A1278
Title: Learning and optimizing across large-scale experimentation programs
Authors: Simon Ejdemyr - Netflix (United States) [presenting]
Abstract: Firms with mature A/B testing infrastructure run thousands of randomized experiments annually. Leveraging such data requires statistical methods that enable learning across weak, heterogeneous treatment effects. Several recent advances are presented. First, a Bayesian hierarchical model estimates cumulative returns from related experiments, supporting strategic inference about innovation programs. Second, experimentation is reframed as an optimization problem: using dynamic programming to tune decision rules -- such as $p$-value thresholds -- improves decision quality across test portfolios.
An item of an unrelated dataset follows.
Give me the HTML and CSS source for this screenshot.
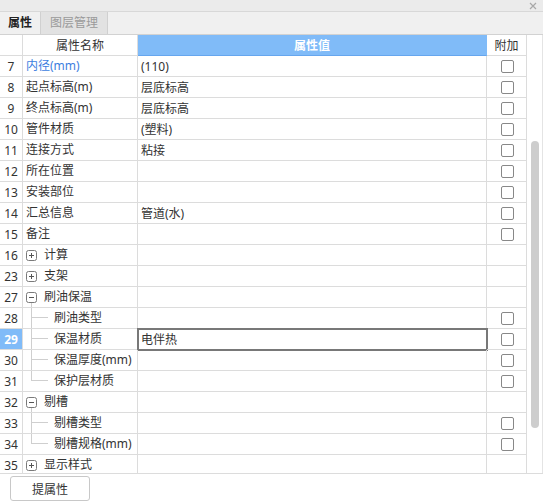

Third, decision rules are evaluated via a cross-validation estimator of cumulative returns that corrects for noise-induced bias in plug-in estimates. Finally, meta-analysis techniques inspired by weak instruments -- such as LIML and JIVE -- enable construction of proxy metrics, which play a central role in optimizing returns when primary outcomes are noisy or delayed. Applied to historical experiments, these methods yield more reliable estimates of program value, improved decision strategies, and better long-term outcome targeting under uncertainty. Together, they demonstrate how econometric tools can support principled decision making in complex experimentation ecosystems.